• _DATA_:
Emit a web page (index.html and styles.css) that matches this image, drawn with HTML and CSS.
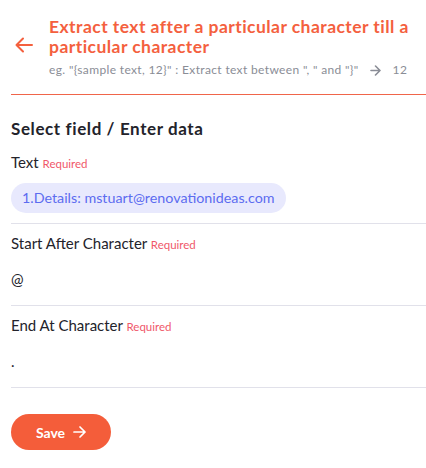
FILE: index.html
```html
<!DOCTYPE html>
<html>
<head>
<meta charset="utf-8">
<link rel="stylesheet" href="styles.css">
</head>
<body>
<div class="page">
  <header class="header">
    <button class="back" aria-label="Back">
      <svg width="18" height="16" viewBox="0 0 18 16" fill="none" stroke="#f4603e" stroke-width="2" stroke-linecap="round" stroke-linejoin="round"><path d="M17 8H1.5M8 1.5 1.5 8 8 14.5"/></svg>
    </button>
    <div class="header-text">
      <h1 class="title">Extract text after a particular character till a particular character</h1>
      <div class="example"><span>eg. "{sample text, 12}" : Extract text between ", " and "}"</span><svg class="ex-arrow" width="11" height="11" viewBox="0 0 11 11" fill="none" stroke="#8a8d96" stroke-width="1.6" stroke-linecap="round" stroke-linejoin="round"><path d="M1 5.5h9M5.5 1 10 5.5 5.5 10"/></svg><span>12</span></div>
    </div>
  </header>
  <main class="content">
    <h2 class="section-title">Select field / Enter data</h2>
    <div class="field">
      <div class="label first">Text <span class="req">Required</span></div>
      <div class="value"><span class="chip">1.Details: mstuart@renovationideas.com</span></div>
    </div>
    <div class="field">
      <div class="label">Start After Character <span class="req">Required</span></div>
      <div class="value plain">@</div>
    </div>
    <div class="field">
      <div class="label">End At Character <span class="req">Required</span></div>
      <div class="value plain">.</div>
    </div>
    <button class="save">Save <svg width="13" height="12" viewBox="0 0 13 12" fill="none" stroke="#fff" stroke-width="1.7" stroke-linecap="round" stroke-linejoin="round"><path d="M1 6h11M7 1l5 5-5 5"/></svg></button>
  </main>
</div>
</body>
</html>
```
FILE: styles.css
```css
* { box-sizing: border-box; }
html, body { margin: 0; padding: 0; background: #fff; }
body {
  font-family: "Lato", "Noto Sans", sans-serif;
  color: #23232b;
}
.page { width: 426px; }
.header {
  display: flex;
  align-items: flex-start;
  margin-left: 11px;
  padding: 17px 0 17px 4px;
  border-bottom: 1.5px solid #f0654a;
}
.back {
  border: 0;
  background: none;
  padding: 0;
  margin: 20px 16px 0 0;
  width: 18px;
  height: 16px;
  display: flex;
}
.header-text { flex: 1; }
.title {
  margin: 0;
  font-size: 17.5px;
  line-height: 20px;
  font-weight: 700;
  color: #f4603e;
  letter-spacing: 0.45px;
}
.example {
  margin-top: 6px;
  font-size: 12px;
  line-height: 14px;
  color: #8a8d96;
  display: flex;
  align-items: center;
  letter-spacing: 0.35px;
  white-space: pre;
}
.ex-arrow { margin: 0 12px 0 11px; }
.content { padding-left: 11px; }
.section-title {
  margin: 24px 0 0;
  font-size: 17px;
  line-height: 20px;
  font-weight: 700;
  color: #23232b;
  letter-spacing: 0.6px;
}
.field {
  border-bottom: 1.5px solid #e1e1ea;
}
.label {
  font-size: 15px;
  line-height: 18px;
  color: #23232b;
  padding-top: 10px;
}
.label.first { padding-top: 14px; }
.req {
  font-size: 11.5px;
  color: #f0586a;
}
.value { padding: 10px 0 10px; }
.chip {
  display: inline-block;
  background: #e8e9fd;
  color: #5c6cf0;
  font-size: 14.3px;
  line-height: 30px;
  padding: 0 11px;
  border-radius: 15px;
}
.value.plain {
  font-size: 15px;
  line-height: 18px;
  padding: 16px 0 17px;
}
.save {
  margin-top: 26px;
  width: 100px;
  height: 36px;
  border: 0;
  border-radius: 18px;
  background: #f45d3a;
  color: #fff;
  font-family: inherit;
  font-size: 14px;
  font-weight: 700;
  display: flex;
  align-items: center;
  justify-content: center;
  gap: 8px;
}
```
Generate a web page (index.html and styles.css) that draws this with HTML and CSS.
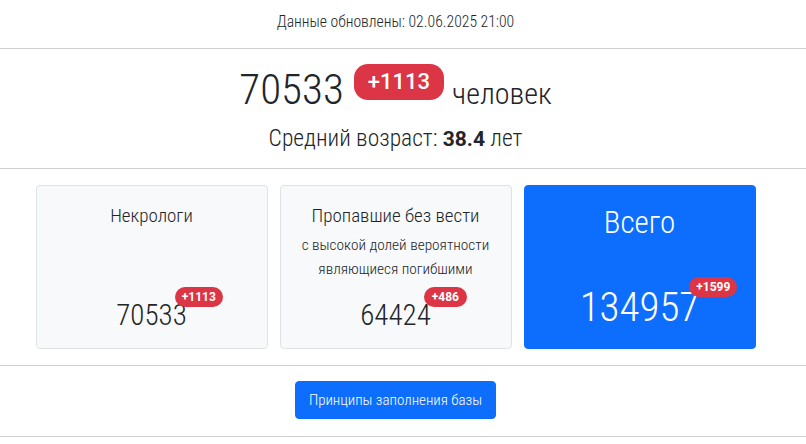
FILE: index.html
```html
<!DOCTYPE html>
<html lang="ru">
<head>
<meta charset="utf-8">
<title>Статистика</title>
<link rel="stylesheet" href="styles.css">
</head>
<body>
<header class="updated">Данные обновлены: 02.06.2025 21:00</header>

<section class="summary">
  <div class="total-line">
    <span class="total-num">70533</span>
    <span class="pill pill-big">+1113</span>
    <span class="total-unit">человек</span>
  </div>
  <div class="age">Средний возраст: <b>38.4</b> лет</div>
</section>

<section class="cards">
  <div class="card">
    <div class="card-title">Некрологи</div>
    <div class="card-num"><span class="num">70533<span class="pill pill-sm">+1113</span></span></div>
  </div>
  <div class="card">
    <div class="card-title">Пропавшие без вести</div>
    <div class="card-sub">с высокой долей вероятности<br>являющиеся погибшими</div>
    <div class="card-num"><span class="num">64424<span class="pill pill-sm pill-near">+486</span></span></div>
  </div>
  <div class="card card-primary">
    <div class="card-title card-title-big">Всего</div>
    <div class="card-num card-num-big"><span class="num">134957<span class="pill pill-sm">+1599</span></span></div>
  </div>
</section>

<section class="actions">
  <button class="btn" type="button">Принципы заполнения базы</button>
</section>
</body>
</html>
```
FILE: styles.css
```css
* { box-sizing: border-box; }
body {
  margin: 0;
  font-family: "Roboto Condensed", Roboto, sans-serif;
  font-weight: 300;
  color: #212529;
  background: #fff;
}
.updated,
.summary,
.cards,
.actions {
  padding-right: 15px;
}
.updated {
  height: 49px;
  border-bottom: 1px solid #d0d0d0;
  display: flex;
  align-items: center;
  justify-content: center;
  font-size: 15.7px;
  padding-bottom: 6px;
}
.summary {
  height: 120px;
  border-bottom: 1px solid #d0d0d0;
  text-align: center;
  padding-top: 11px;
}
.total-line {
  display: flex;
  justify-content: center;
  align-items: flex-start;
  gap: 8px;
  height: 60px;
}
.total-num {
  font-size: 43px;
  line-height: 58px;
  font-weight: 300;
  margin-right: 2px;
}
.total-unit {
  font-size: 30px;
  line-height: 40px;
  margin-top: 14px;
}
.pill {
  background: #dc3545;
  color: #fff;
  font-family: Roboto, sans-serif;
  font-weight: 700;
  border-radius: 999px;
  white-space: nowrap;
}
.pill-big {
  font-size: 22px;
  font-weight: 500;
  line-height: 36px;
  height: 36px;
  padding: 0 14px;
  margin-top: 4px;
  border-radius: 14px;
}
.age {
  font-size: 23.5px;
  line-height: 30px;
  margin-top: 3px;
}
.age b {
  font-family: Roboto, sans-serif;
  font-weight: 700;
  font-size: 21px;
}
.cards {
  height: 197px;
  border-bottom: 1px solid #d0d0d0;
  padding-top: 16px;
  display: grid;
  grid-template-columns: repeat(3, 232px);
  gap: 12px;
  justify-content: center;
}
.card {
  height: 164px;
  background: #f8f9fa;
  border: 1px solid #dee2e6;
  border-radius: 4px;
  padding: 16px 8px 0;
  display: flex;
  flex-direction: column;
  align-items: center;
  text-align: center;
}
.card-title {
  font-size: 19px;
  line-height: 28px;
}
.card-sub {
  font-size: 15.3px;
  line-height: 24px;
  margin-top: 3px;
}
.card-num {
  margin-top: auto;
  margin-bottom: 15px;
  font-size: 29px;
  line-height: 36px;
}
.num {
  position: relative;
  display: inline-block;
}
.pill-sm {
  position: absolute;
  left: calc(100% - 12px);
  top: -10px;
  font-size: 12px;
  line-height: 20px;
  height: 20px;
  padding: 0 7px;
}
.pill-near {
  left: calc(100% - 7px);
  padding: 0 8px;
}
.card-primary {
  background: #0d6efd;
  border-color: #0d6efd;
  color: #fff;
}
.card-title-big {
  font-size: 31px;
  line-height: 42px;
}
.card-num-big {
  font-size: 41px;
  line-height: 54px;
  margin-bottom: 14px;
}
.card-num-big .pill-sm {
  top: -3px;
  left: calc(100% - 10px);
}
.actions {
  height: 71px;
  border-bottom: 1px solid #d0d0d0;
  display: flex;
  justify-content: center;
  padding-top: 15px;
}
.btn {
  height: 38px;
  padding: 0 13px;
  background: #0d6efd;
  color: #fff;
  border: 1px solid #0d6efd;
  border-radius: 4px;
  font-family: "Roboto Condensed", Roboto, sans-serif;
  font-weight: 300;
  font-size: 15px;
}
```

• _INSTRUCTION_:
Scan the material line by line and report each one that contains "page".

• _SOLUTION FOR THIS EXERCISE_:
Emit a web page (index.html and styles.css) that matches this image, drawn with HTML and CSS.
<div class="page">
.page { width: 426px; }
Generate a web page (index.html and styles.css) that draws this with HTML and CSS.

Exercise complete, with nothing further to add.